> SET EXERCISE: Begin at the first line of the data and copy each line through the one containing "const selected = ref(0)", that line included, with no pictures.

> SOURCE DATA:

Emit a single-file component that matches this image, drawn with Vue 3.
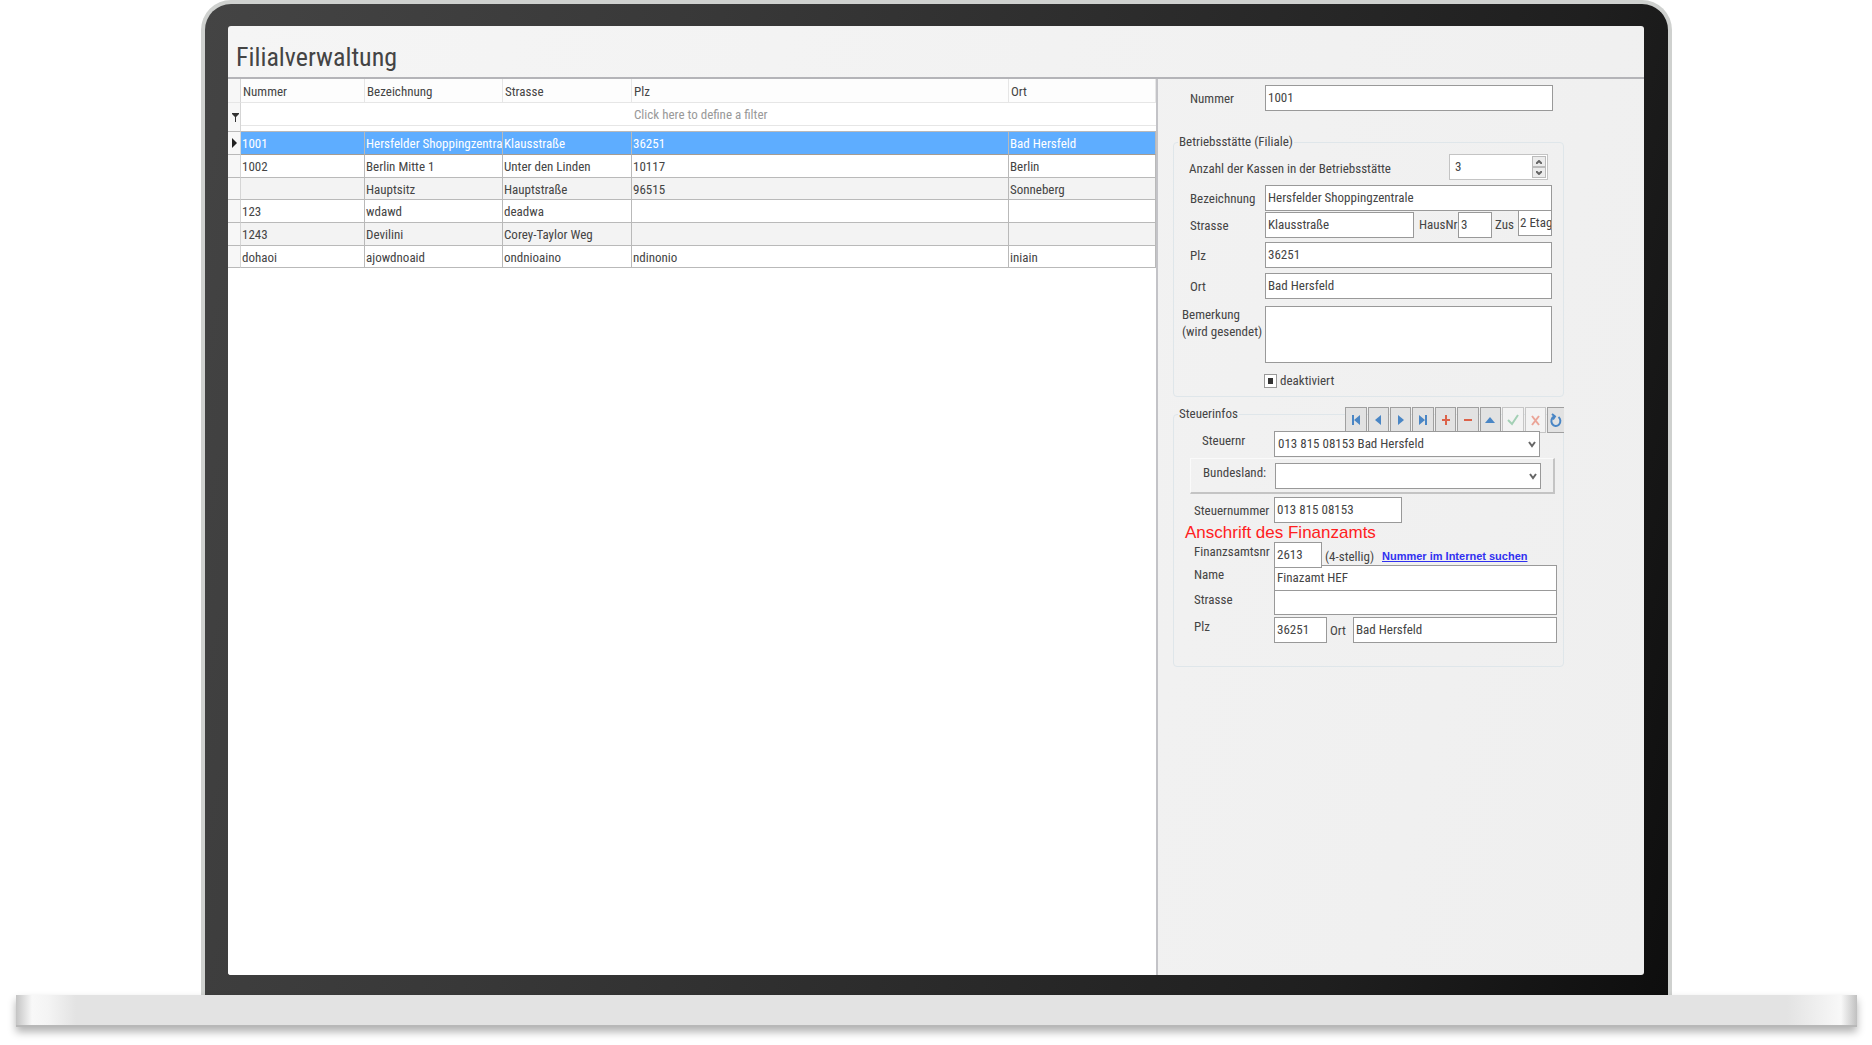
<script setup>
import { ref } from 'vue'

const rows = ref([
  ['1001', 'Hersfelder Shoppingzentra', 'Klausstraße', '36251', 'Bad Hersfeld'],
  ['1002', 'Berlin Mitte 1', 'Unter den Linden', '10117', 'Berlin'],
  ['', 'Hauptsitz', 'Hauptstraße', '96515', 'Sonneberg'],
  ['123', 'wdawd', 'deadwa', '', ''],
  ['1243', 'Devilini', 'Corey-Taylor Weg', '', ''],
  ['dohaoi', 'ajowdnoaid', 'ondnioaino', 'ndinonio', 'iniain'],
])
const selected = ref(0)

const tools = [
  { name: 'Erster', color: '#4a86c5', fill: 'M6 5h2v10H6zM14 5v10L8 10z' },
  { name: 'Zurück', color: '#4a86c5', fill: 'M13 5v10L7 10z' },
  { name: 'Weiter', color: '#4a86c5', fill: 'M7 5v10l6-5z' },
  { name: 'Letzter', color: '#4a86c5', fill: 'M6 5v10l6-5zM12 5h2v10h-2z' },
  { name: 'Hinzufügen', color: '#dc6249', fill: 'M9 5h2v4h3v2h-3v4H9v-4H6V9h3z' },
  { name: 'Löschen', color: '#dc6249', fill: 'M6 9h8v2H6z' },
  { name: 'Bearbeiten', color: '#4a86c5', fill: 'M5 13h10l-5-6z' },
  { name: 'Speichern', color: '#a3d0b5', stroke: 'M5 10l4 4 6-9', off: true },
  { name: 'Abbrechen', color: '#eba598', stroke: 'M7 6l7 9M14 6l-7 9', off: true },
  { name: 'Aktualisieren', color: '#4a86c5', stroke: 'M12.500 7A4.500 5 0 1 1 8 6.500M6 4l3 2.500-2 3' },
]
</script>

<template>
  <div class="laptop">
    <div class="lid">
      <main class="screen">
        <header class="title-bar"><h1>Filialverwaltung</h1></header>
        <div class="body">
          <section class="list">
            <table>
              <colgroup>
                <col class="c-mark" /><col class="c-num" /><col class="c-name" /><col class="c-street" /><col /><col class="c-city" />
              </colgroup>
              <thead>
                <tr class="heads">
                  <th class="mark"></th>
                  <th>Nummer</th><th>Bezeichnung</th><th>Strasse</th><th>Plz</th><th>Ort</th>
                </tr>
                <tr class="filter">
                  <td class="mark">
                    <svg width="7" height="9" viewBox="0 0 7 9"><path d="M0 0h7v1L4 4v5H3V4L0 1z" fill="#333" /></svg>
                  </td>
                  <td colspan="3"></td>
                  <td colspan="2">Click here to define a filter</td>
                </tr>
                <tr class="spacer"><td class="mark"></td><td colspan="5"></td></tr>
              </thead>
              <tbody>
                <tr v-for="(row, i) in rows" :key="i" :class="{ selected: i === selected }" @click="selected = i">
                  <td class="mark">
                    <svg v-if="i === selected" width="5" height="10" viewBox="0 0 5 10"><path d="M0 0l5 5-5 5z" fill="#222" /></svg>
                  </td>
                  <td v-for="(cell, j) in row" :key="j">{{ cell }}</td>
                </tr>
              </tbody>
            </table>
          </section>

          <form class="detail" @submit.prevent>
            <div class="row first">
              <label for="nummer">Nummer</label>
              <input id="nummer" class="grow" type="text" value="1001" />
            </div>

            <fieldset class="branch">
              <legend>Betriebsstätte (Filiale)</legend>
              <div class="row counter">
                <label for="kassen">Anzahl der Kassen in der Betriebsstätte</label>
                <div class="spin">
                  <input id="kassen" type="number" value="3" />
                  <div class="spin-buttons">
                    <button type="button" aria-label="Mehr"><svg width="6" height="4" viewBox="0 0 6 4"><path d="M0 4l3-3 3 3" /></svg></button>
                    <button type="button" aria-label="Weniger"><svg width="6" height="4" viewBox="0 0 6 4"><path d="M0 0l3 3 3-3" /></svg></button>
                  </div>
                </div>
              </div>
              <div class="row name">
                <label for="bez">Bezeichnung</label>
                <input id="bez" class="grow" type="text" value="Hersfelder Shoppingzentrale" />
              </div>
              <div class="row street">
                <label for="str">Strasse</label>
                <input id="str" class="grow" type="text" value="Klausstraße" />
                <label for="haus" class="inline house">HausNr</label>
                <input id="haus" class="tiny" type="text" value="3" />
                <label for="zus" class="inline extra">Zus</label>
                <input id="zus" class="tiny raised" type="text" value="2 Etag" />
              </div>
              <div class="row zip">
                <label for="plz">Plz</label>
                <input id="plz" class="grow" type="text" value="36251" />
              </div>
              <div class="row">
                <label for="ort">Ort</label>
                <input id="ort" class="grow" type="text" value="Bad Hersfeld" />
              </div>
              <div class="row note">
                <label for="bem">Bemerkung<br />(wird gesendet)</label>
                <textarea id="bem" class="grow"></textarea>
              </div>
              <div class="check">
                <input id="deakt" type="checkbox" :indeterminate="true" />
                <label for="deakt">deaktiviert</label>
              </div>
            </fieldset>

            <fieldset class="tax">
              <legend>Steuerinfos</legend>
              <div class="toolbar">
                <button v-for="t in tools" :key="t.name" type="button" :aria-label="t.name" :disabled="t.off">
                  <svg width="20" height="20" viewBox="0 0 20 20">
                    <path v-if="t.fill" :d="t.fill" :fill="t.color" />
                    <path v-else :d="t.stroke" fill="none" :stroke="t.color" stroke-width="2" />
                  </svg>
                </button>
              </div>
              <div class="row taxno">
                <label for="stnr">Steuernr</label>
                <div class="select">
                  <select id="stnr"><option>013 815 08153 Bad Hersfeld</option></select>
                  <svg width="8" height="8" viewBox="0 0 8 8"><path d="M1 2l3 4 3-4" /></svg>
                </div>
              </div>
              <div class="row state">
                <label for="land">Bundesland:</label>
                <div class="select">
                  <select id="land"><option></option></select>
                  <svg width="8" height="8" viewBox="0 0 8 8"><path d="M1 2l3 4 3-4" /></svg>
                </div>
              </div>
              <div class="row number">
                <label for="steuernummer">Steuernummer</label>
                <input id="steuernummer" class="wide" type="text" value="013 815 08153" />
              </div>
              <h2>Anschrift des Finanzamts</h2>
              <div class="row office">
                <label for="fanr">Finanzsamtsnr</label>
                <input id="fanr" class="short" type="text" value="2613" />
                <span class="hint">(4-stellig)</span>
                <a href="#">Nummer im Internet suchen</a>
              </div>
              <div class="row joined">
                <label for="faname">Name</label>
                <input id="faname" class="grow" type="text" value="Finazamt HEF" />
              </div>
              <div class="row joined low">
                <label for="fastr">Strasse</label>
                <input id="fastr" class="grow" type="text" value="" />
              </div>
              <div class="row place">
                <label for="faplz">Plz</label>
                <input id="faplz" class="short" type="text" value="36251" />
                <label for="faort" class="inline">Ort</label>
                <input id="faort" class="grow" type="text" value="Bad Hersfeld" />
              </div>
            </fieldset>
          </form>
        </div>
      </main>
    </div>
    <div class="base"></div>
  </div>
</template>

<style>
body {
  margin: 0;
  background: #fff;
}
</style>

<style scoped>
* {
  box-sizing: border-box;
}
.laptop {
  min-height: 100vh;
  overflow: hidden;
  font: 13px/16px 'Roboto Condensed', Roboto, 'Open Sans', sans-serif;
  color: #444;
}
.lid {
  margin: 0 200px 0 201px;
  padding: 22px 24px 20px 23px;
  border: 4px solid #cfd1cf;
  border-bottom: 0;
  border-radius: 30px 30px 0 0;
  background: linear-gradient(105deg, #444 0%, #383838 30%, #1f1f1f 80%, #0e0e0e 100%);
}
.screen {
  display: flex;
  flex-direction: column;
  min-height: calc(100vh - 96px);
  border-radius: 3px;
  background: linear-gradient(105deg, #f5f5f5, #efefef);
  overflow: hidden;
}
.title-bar {
  height: 53px;
  padding: 15px 8px 0;
  border-bottom: 2px solid #b4b4b8;
}
h1 {
  margin: 0;
  font-size: 26px;
  line-height: 32px;
  font-weight: 400;
}
.body {
  display: flex;
  flex: 1;
}

/* list of branches */
.list {
  flex: 1;
  min-width: 0;
  background: #fff;
  border-right: 2px solid #c3c3c7;
}
table {
  width: 100%;
  table-layout: fixed;
  border-collapse: separate;
  border-spacing: 0;
}
.c-mark { width: 13px; }
.c-num { width: 124px; }
.c-name { width: 138px; }
.c-street { width: 129px; }
.c-city { width: 147px; }
th,
td {
  padding: 0 0 0 2px;
  font-weight: 400;
  text-align: left;
  white-space: nowrap;
  overflow: hidden;
}
.heads th {
  height: 24px;
  padding: 2px 0 0 2px;
  border-right: 1px solid #e6e6e6;
  border-bottom: 1px solid #e6e6e6;
  background: #fdfdfd;
}
.filter td {
  height: 23px;
  padding: 1px 2px 0;
  color: #999;
  border-bottom: 1px solid #e6e6e6;
}
.spacer td {
  height: 6px;
  border-bottom: 1px solid #b9b9b9;
}
tbody td {
  height: 23px;
  padding: 2px 0 0 1px;
  background: #fff;
  border-right: 1px solid #b9b9b9;
  border-bottom: 1px solid #b9b9b9;
}
tbody tr:nth-child(3n) td { height: 22px; }
tbody tr:nth-child(odd) td { background: #f3f3f3; }
tbody tr.selected td:not(.mark) {
  background: #5eadff;
  color: #fff;
  border-bottom-color: #a59c92;
}
tbody tr td.mark,
thead td.mark,
.heads .mark {
  padding: 0 0 0 4px;
  background: #f7f7f7;
  border-right: 1px solid #d5d5d5;
}
.filter td.mark {
  padding-top: 5px;
  border-bottom: 0;
}
.mark svg { display: block; }

/* detail form */
.detail {
  width: 486px;
  padding: 6px 80px 0 15px;
}
.row {
  display: flex;
  align-items: center;
  margin: 5px 11px 0 0;
}
.row label:not(.inline) {
  flex: none;
  width: 75px;
  padding-top: 2px;
}
input,
select,
textarea,
button {
  margin: 0;
  font: inherit;
  color: inherit;
}
input,
select,
textarea {
  height: 26px;
  min-width: 0;
  padding: 0 2px 1px;
  border: 1px solid #999;
  border-radius: 0;
  background: #fff;
  outline: 0;
}
.grow {
  flex: 1;
}
.row.first {
  margin: 0 11px 0 17px;
}
fieldset {
  min-width: 0;
  margin: 0;
  padding: 0;
  border: 1px solid #dfe6ea;
  border-radius: 4px;
}
legend {
  margin-left: 4px;
  padding: 0 1px;
  line-height: 16px;
}
.branch {
  height: 263px;
  margin-top: 23px;
}
.branch .row {
  margin-left: 16px;
}
.branch .counter {
  justify-content: space-between;
  margin: 4px 15px 0 15px;
}
.branch .counter label {
  width: auto;
  padding-top: 4px;
}
.spin {
  display: flex;
  width: 99px;
  height: 26px;
  padding: 1px;
  border: 1px solid #c4c4c4;
  background: #fff;
}
.spin input {
  flex: 1;
  height: 22px;
  padding-left: 4px;
  border: 0;
  appearance: textfield;
}
.spin input::-webkit-inner-spin-button {
  appearance: none;
}
.spin-buttons {
  display: flex;
  flex-direction: column;
  width: 14px;
}
.spin-buttons button {
  display: flex;
  flex: 1;
  align-items: center;
  justify-content: center;
  padding: 0;
  border: 1px solid #bbb;
  background: #ececec;
}
.spin-buttons path,
.select path {
  fill: none;
  stroke: #666;
  stroke-width: 2;
}
.name,
.street {
  height: 26px;
}
.branch .street {
  margin-top: 1px;
}
.branch .zip {
  margin-top: 4px;
}
.tiny {
  width: 34px;
}
.house {
  width: 44px;
  padding-left: 5px;
  white-space: nowrap;
}
.extra {
  width: 26px;
  padding-left: 3px;
}
.raised {
  margin-top: -4px;
  padding: 0 0 1px 1px;
}
.branch .note {
  align-items: flex-start;
  margin-left: 8px;
  margin-top: 7px;
}
.branch .note label {
  width: 83px;
  padding-top: 0;
  line-height: 17px;
  white-space: nowrap;
}
textarea {
  height: 57px;
  resize: none;
}
.check {
  display: flex;
  align-items: center;
  gap: 3px;
  margin: 10px 0 0 90px;
}
.check input {
  width: 13px;
  height: 14px;
  padding: 3px;
  appearance: none;
}
.check input:indeterminate {
  background: #333;
  box-shadow: inset 0 0 0 3px #fff;
}

.tax {
  height: 261px;
  margin-top: 9px;
}
.tax .row {
  margin: 0 6px 0 20px;
}
.tax .row label:not(.inline) {
  width: 80px;
  padding: 0 0 6px;
  white-space: nowrap;
}
.toolbar {
  display: flex;
  justify-content: flex-end;
  gap: 1px;
  width: 219px;
  height: 26px;
  margin: -15px -1px 0 auto;
}
.toolbar button {
  display: flex;
  flex: 1;
  align-items: center;
  justify-content: center;
  min-width: 0;
  padding: 0;
  border: 1px solid #a0a0a0;
  background: #e2e2e2;
}
.toolbar button:disabled {
  border-color: #c6c6c6;
  background: #f3f3f3;
}
.toolbar button:last-child {
  flex: 0 0 17px;
  border-right: 0;
  overflow: hidden;
}
.toolbar svg {
  flex: none;
}
.select {
  position: relative;
  width: 266px;
}
.select select {
  display: block;
  width: 100%;
  padding-left: 3px;
  appearance: none;
}
.select svg {
  position: absolute;
  top: 9px;
  right: 4px;
  pointer-events: none;
}
.tax .taxno {
  margin-top: -2px;
  padding-left: 8px;
}
.tax .taxno label:not(.inline),
.tax .state label:not(.inline) {
  width: 72px;
}
.tax .state {
  margin: 1px 8px 0 16px;
  height: 36px;
  padding-left: 12px;
  border: solid;
  border-width: 1px 2px 2px 1px;
  border-color: #fafafa #c4c4c4 #c4c4c4 #fafafa;
}
.tax .number {
  margin-top: 3px;
}
.tax .number label:not(.inline) {
  padding: 2px 0 0;
}
.wide {
  width: 128px;
}
h2 {
  margin: 0 0 0 11px;
  font: 400 17px/19px 'Liberation Sans', Arial, sans-serif;
  color: #ff2020;
}
.short {
  width: 48px;
}
.hint {
  width: 60px;
  padding: 4px 0 0 3px;
  white-space: nowrap;
}
a {
  padding-top: 2px;
  font: 700 11px/16px 'Liberation Sans', Arial, sans-serif;
  color: #3030f0;
  white-space: nowrap;
}
.office {
  position: relative;
}
.tax .joined {
  margin-top: -3px;
}
.low input {
  height: 25px;
}
.tax .low {
  margin-top: -1px;
}
.tax .place {
  margin-top: 2px;
}
.place .short {
  width: 53px;
}
.place .inline {
  width: 26px;
  padding: 2px 0 0 3px;
}

/* keyboard half, seen from the front */
.base {
  height: 32px;
  margin: 0 15px 0 16px;
  border-bottom: 2px solid #b8b8b8;
  background: linear-gradient(90deg, #c4c4c4, #f8f8f8 16px, #f4f4f4 32px, #e3e3e3 60px, #e3e3e3 calc(100% - 70px), #f8f8f8 calc(100% - 16px), #c0c0c0);
  box-shadow: 0 5px 8px rgba(0, 0, 0, 0.3);
}
</style>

> SOLUTION:
Emit a single-file component that matches this image, drawn with Vue 3.
<script setup>
import { ref } from 'vue'

const rows = ref([
  ['1001', 'Hersfelder Shoppingzentra', 'Klausstraße', '36251', 'Bad Hersfeld'],
  ['1002', 'Berlin Mitte 1', 'Unter den Linden', '10117', 'Berlin'],
  ['', 'Hauptsitz', 'Hauptstraße', '96515', 'Sonneberg'],
  ['123', 'wdawd', 'deadwa', '', ''],
  ['1243', 'Devilini', 'Corey-Taylor Weg', '', ''],
  ['dohaoi', 'ajowdnoaid', 'ondnioaino', 'ndinonio', 'iniain'],
])
const selected = ref(0)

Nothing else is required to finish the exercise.